プリキュア映画の前売り券が発売されたのが7月。
それとほぼ同時期に、「アナ雪」のロングラン上映、映画妖怪ウォッチの前売り券発売、アイカツ!映画の前売り券発売などが相次いでいたのです。
年間で映画に使う額は一定
これは総務省統計局が出している「1世帯当たりの品目別支出金額(総世帯)」中の「映画・演劇等入場料」の年次推移です。
これを見ると「世帯が年間に使う映画、演劇の入場料の金額」はほぼ一定であることが分かります(大ヒット映画のある年は、2本見に行くので2倍になる、なんてことにはなりません)。
もちろん2014年も例外ではありません。映画に使われる金額は一定なのです。
つまり、
ファミリーでアナ雪を見に行き、
映画妖怪ウォッチの前売り券を買い、
アイカツ!の前売り券も買う。
しかし、「世帯が年間に使う映画の金額は変わらない」。
となると、影響を受けるのは「定番映画」であるプリキュアなのです。
しかもドラえもんのような「春映画」ならまだしも、プリキュアは「秋映画」です。
年の後半になればなるほど影響を受けやすいでしょう。
いつもであれば、子どもと見に行く映画にプリキュアが選ばれるところが、「別のもの」が選ばれてしまった。
2014年のプリキュア映画はイレギュラーな「強大すぎるもの」に飲まれてしまったのです(もちろん、ハピネスチャージプリキュア!にアナ雪や妖怪ウォッチを超える魅力があれば、子どもたちもなびかなったかも知れませんが、「定番映画」となっていたプリキュアにはそれを覆すことは難しかったのでしょうし、「親の意向」が大きかったものと思います)。
これが2014年ハピネスチャージプリキュア!の映画の興行収入が半減してしまった大きな理由であると自分は思います。

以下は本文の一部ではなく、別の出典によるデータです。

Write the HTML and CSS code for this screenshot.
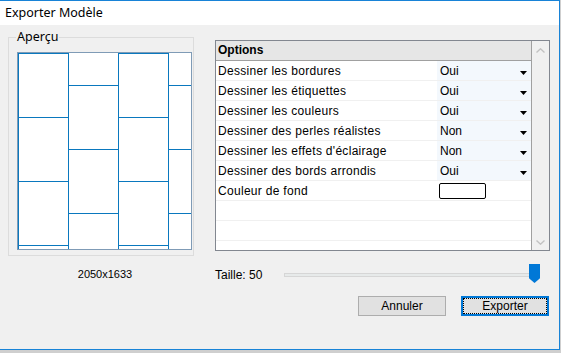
FILE: index.html
```html
<!DOCTYPE html>
<html lang="fr">
<head>
    <meta charset="UTF-8">
    <title>Exporter Modèle</title>
    <link rel="stylesheet" href="styles.css">
</head>
<body>
    <div class="window">
        <div class="titlebar">Exporter Modèle</div>
        <div class="content">
            <div class="left">
                <fieldset class="group">
                    <legend>Aperçu</legend>
                    <div class="preview">
                        <svg width="173" height="196" viewBox="0 0 173 196">
                            <g stroke="#0a78be" stroke-width="1" fill="none">
                                <!-- columns -->
                                <line x1="0.5" y1="0" x2="0.5" y2="196"/>
                                <line x1="50.5" y1="0" x2="50.5" y2="196"/>
                                <line x1="100.5" y1="0" x2="100.5" y2="196"/>
                                <line x1="150.5" y1="0" x2="150.5" y2="196"/>
                                <!-- bricks, columns 1 and 3 -->
                                <line x1="0" y1="0.5" x2="51" y2="0.5"/>
                                <line x1="0" y1="64.5" x2="51" y2="64.5"/>
                                <line x1="0" y1="128.5" x2="51" y2="128.5"/>
                                <line x1="0" y1="192.5" x2="51" y2="192.5"/>
                                <line x1="100" y1="0.5" x2="151" y2="0.5"/>
                                <line x1="100" y1="64.5" x2="151" y2="64.5"/>
                                <line x1="100" y1="128.5" x2="151" y2="128.5"/>
                                <line x1="100" y1="192.5" x2="151" y2="192.5"/>
                                <!-- bricks, columns 2 and 4 -->
                                <line x1="50" y1="32.5" x2="101" y2="32.5"/>
                                <line x1="50" y1="96.5" x2="101" y2="96.5"/>
                                <line x1="50" y1="160.5" x2="101" y2="160.5"/>
                                <line x1="150" y1="32.5" x2="173" y2="32.5"/>
                                <line x1="150" y1="96.5" x2="173" y2="96.5"/>
                                <line x1="150" y1="160.5" x2="173" y2="160.5"/>
                            </g>
                        </svg>
                    </div>
                </fieldset>
                <div class="size">2050x1633</div>
            </div>

            <div class="right">
                <div class="props">
                    <div class="list">
                        <div class="head">Options</div>
                        <div class="row"><span class="name">Dessiner les bordures</span><span class="value">Oui<svg class="arrow" width="7" height="4" viewBox="0 0 7 4"><path d="M0 0h7L3.5 4z"/></svg></span></div>
                        <div class="row"><span class="name">Dessiner les étiquettes</span><span class="value">Oui<svg class="arrow" width="7" height="4" viewBox="0 0 7 4"><path d="M0 0h7L3.5 4z"/></svg></span></div>
                        <div class="row"><span class="name">Dessiner les couleurs</span><span class="value">Oui<svg class="arrow" width="7" height="4" viewBox="0 0 7 4"><path d="M0 0h7L3.5 4z"/></svg></span></div>
                        <div class="row"><span class="name">Dessiner des perles réalistes</span><span class="value">Non<svg class="arrow" width="7" height="4" viewBox="0 0 7 4"><path d="M0 0h7L3.5 4z"/></svg></span></div>
                        <div class="row"><span class="name">Dessiner les effets d'éclairage</span><span class="value">Non<svg class="arrow" width="7" height="4" viewBox="0 0 7 4"><path d="M0 0h7L3.5 4z"/></svg></span></div>
                        <div class="row"><span class="name">Dessiner des bords arrondis</span><span class="value">Oui<svg class="arrow" width="7" height="4" viewBox="0 0 7 4"><path d="M0 0h7L3.5 4z"/></svg></span></div>
                        <div class="row"><span class="name">Couleur de fond</span><span class="value plain"><span class="swatch"></span></span></div>
                        <div class="row"><span class="name"></span><span class="value plain"></span></div>
                        <div class="row"><span class="name"></span><span class="value plain"></span></div>
                    </div>
                    <div class="scroll">
                        <svg width="9" height="5" viewBox="0 0 9 5"><path d="M0.5 4.5L4.5 0.8L8.5 4.5" stroke="#c2c2c2" stroke-width="1.4" fill="none"/></svg>
                        <svg width="9" height="5" viewBox="0 0 9 5"><path d="M0.5 0.5L4.5 4.2L8.5 0.5" stroke="#c2c2c2" stroke-width="1.4" fill="none"/></svg>
                    </div>
                </div>

                <div class="slider-row">
                    <span class="slider-label">Taille: 50</span>
                    <div class="track"><span class="thumb"></span></div>
                </div>

                <div class="buttons">
                    <button type="button" class="btn">Annuler</button>
                    <button type="button" class="btn default">Exporter</button>
                </div>
            </div>
        </div>
    </div>
</body>
</html>
```

FILE: styles.css
```css
html {
    background-color: #cfcfcf;
}
body {
    margin: 0;
    font-family: "Liberation Sans", Arial, sans-serif;
    font-size: 12px;
    color: #000;
}
.window {
    width: 559px;
    border-top: 1px solid #1883d7;
    border-right: 1px solid #1883d7;
    border-bottom: 1px solid #1883d7;
    background-color: #f0f0f0;
}
.titlebar {
    height: 24px;
    line-height: 24px;
    padding-left: 5px;
    background-color: #fff;
    font-family: "Noto Sans", sans-serif;
    font-size: 12.5px;
}
.content {
    height: 324px;
    box-sizing: border-box;
    padding: 4px 0 0 8px;
    display: grid;
    grid-template-columns: 194px 335px;
    column-gap: 13px;
}

/* preview group */
.group {
    margin: 0;
    padding: 0 0 5px 8px;
    border: 1px solid #dcdcdc;
    width: 176px;
}
.group legend {
    margin-left: -1px;
    padding: 0 1px;
    line-height: 16px;
    font-family: "Noto Sans", sans-serif;
    font-size: 12.5px;
}
.preview {
    margin-top: 7px;
    width: 173px;
    height: 196px;
    border: 1px solid #7f9bb6;
    background-color: #fff;
}
.preview svg {
    display: block;
}
.size {
    margin-top: 12px;
    text-align: center;
    font-size: 11px;
}

/* property grid */
.right {
    padding-top: 11px;
}
.props {
    display: flex;
    height: 209px;
    border: 1px solid #828790;
    background-color: #fff;
}
.list {
    width: 315px;
}
.head {
    height: 19px;
    line-height: 19px;
    padding-left: 2px;
    background-color: #e6e6e6;
    border-bottom: 1px solid #a0a0a0;
    font-weight: bold;
}
.row {
    display: flex;
    height: 19px;
    border-bottom: 1px solid #f0f0f0;
}
.name {
    width: 219px;
    padding-left: 2px;
    line-height: 20px;
    letter-spacing: 0.3px;
}
.value {
    flex: 1;
    display: flex;
    align-items: center;
    padding: 0 4px 0 3px;
    background-color: #f3f8fd;
    line-height: 20px;
}
.value.plain {
    background-color: #fff;
    padding-left: 2px;
}
.arrow {
    margin-left: auto;
    margin-top: 5px;
}
.swatch {
    width: 45px;
    height: 14px;
    border: 1px solid #000;
    border-radius: 2px;
}
.scroll {
    flex: 1;
    border-left: 1px solid #a0a0a0;
    background-color: #f0f0f0;
    display: flex;
    flex-direction: column;
    align-items: center;
    justify-content: space-between;
    padding: 7px 0 5px;
}
.scroll svg {
    display: block;
}

/* slider */
.slider-row {
    display: flex;
    align-items: center;
    height: 20px;
    margin-top: 14px;
}
.slider-label {
    width: 69px;
}
.track {
    position: relative;
    width: 254px;
    height: 2px;
    background-color: #e7eaea;
    border: 1px solid #d6d6d6;
}
.thumb {
    position: absolute;
    right: -1px;
    top: -10px;
    width: 11px;
    height: 19px;
    background-color: #0078d7;
    clip-path: polygon(0 0, 100% 0, 100% 75%, 50% 100%, 0 75%);
}

/* buttons */
.buttons {
    display: flex;
    justify-content: flex-end;
    gap: 15px;
    margin-top: 11px;
    padding-right: 1px;
}
.btn {
    width: 88px;
    height: 20px;
    padding: 0;
    background-color: #e1e1e1;
    border: 1px solid #adadad;
    font-family: "Liberation Sans", Arial, sans-serif;
    font-size: 12px;
    color: #000;
}
.btn.default {
    border: 2px solid #0078d7;
    outline: 1px dotted #000;
    outline-offset: -3px;
}
```
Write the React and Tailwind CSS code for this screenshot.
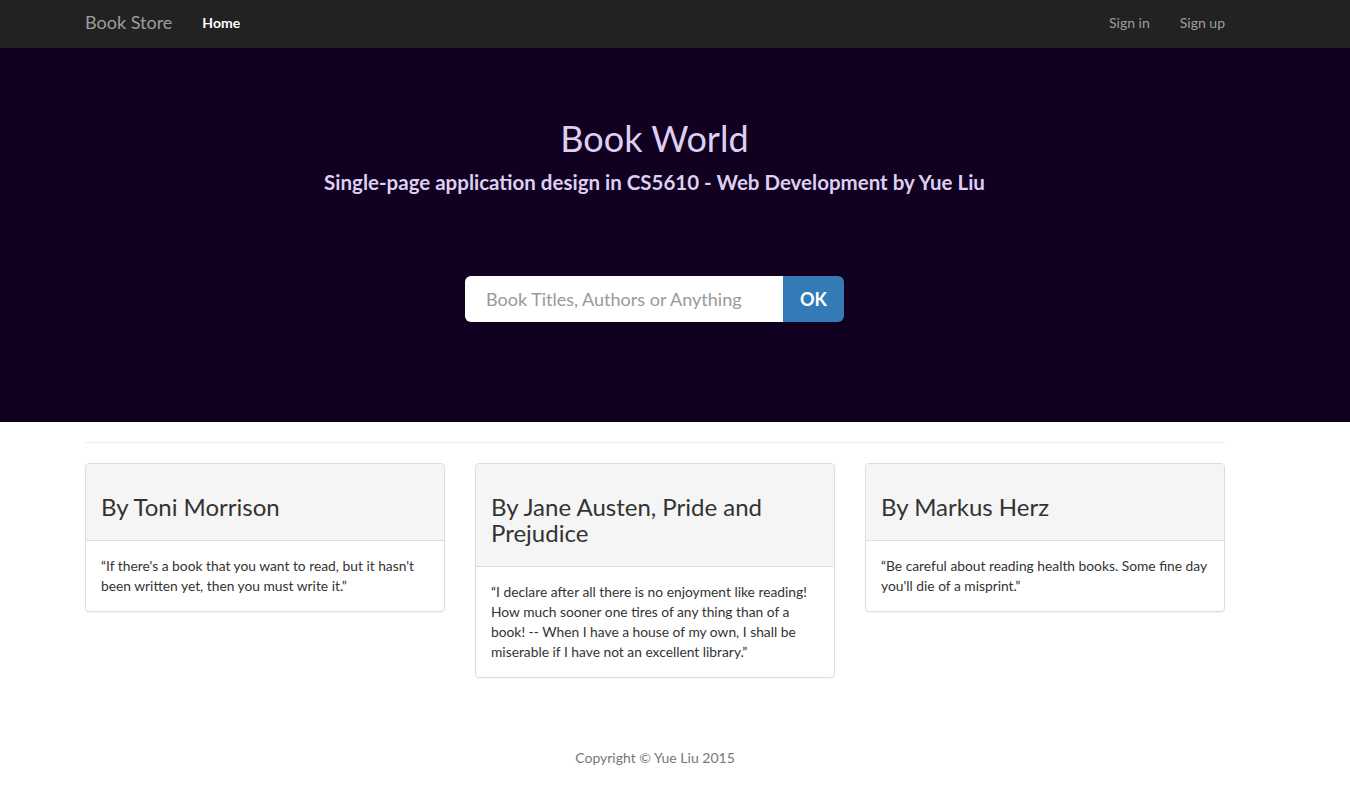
import React from "react";

const quotes = [
  {
    by: "By Toni Morrison",
    text: "\u201cIf there's a book that you want to read, but it hasn't been written yet, then you must write it.\u201d",
  },
  {
    by: "By Jane Austen, Pride and Prejudice",
    text: "\u201cI declare after all there is no enjoyment like reading! How much sooner one tires of any thing than of a book! -- When I have a house of my own, I shall be miserable if I have not an excellent library.\u201d",
  },
  {
    by: "By Markus Herz",
    text: "\u201cBe careful about reading health books. Some fine day you'll die of a misprint.\u201d",
  },
];

export default function App() {
  return (
    <div className="min-h-screen bg-white font-['Lato','Open_Sans',sans-serif] text-[#333]">
      {/* Navbar */}
      <nav className="bg-[#222] h-12 pr-[40px]">
        <div className="w-[1170px] mx-auto px-[15px] h-full pb-[3px] flex items-center justify-between">
          <div className="flex items-center">
            <span className="text-[18px] text-[#9d9d9d]">Book Store</span>
            <span className="ml-[30px] text-[14px] font-bold text-white">Home</span>
          </div>
          <div className="flex items-center gap-[30px] text-[14px] text-[#9d9d9d]">
            <span>Sign in</span>
            <span>Sign up</span>
          </div>
        </div>
      </nav>

      {/* Hero */}
      <header className="bg-[#110020] pt-[70px] pb-[100px] pr-[41px] text-center text-[#dccff2]">
        <h1 className="text-[36px] leading-[40px]">Book World</h1>
        <h3 className="mt-[12px] text-[20.5px] leading-[24px] font-bold">
          Single-page application design in CS5610 - Web Development by Yue Liu
        </h3>
        <form className="mt-[82px] flex justify-center" onSubmit={(e) => e.preventDefault()}>
          <input
            type="text"
            placeholder="Book Titles, Authors or Anything"
            className="w-[318px] h-[46px] rounded-l-[6px] bg-white px-[21px] text-[18px] text-[#555] placeholder:text-[#999] outline-none"
          />
          <button
            type="submit"
            className="w-[61px] h-[46px] rounded-r-[6px] bg-[#337ab7] text-white text-[18px] font-bold"
          >
            OK
          </button>
        </form>
      </header>

      {/* Quotes */}
      <div className="pr-[40px]">
        <main className="w-[1170px] mx-auto px-[15px]">
          <hr className="mt-[20px] mb-[20px] border-t border-[#eee]" />
          <div className="grid grid-cols-3 gap-[30px] items-start">
            {quotes.map((q) => (
              <div key={q.by} className="border border-[#ddd] rounded-[4px] shadow-[0_1px_1px_rgba(0,0,0,0.05)] overflow-hidden">
                <div className="bg-[#f5f5f5] border-b border-[#ddd] px-[15px] pt-[30px] pb-[20px]">
                  <h3 className="text-[24px] leading-[26px] text-[#333]">{q.by}</h3>
                </div>
                <div className="p-[15px] text-[13.8px] leading-[20px] text-[#333]">{q.text}</div>
              </div>
            ))}
          </div>
        </main>

        {/* Footer */}
        <footer className="mt-[69px] pb-[30px] text-center text-[14px] text-[#777]">
          Copyright © Yue Liu 2015
        </footer>
      </div>
    </div>
  );
}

(つまり、同じ年に「超強大な家族向けコンテンツ」が複数生まれると、定番ものであるプリキュア映画は影響を受ける可能性が高いのです。仮にこの先、春に公開されるオリジナルのファミリー向け映画が空前の大ヒットで200億円を突破するようで、それが複数あればプリキュアもまた影響を受けるはずです)。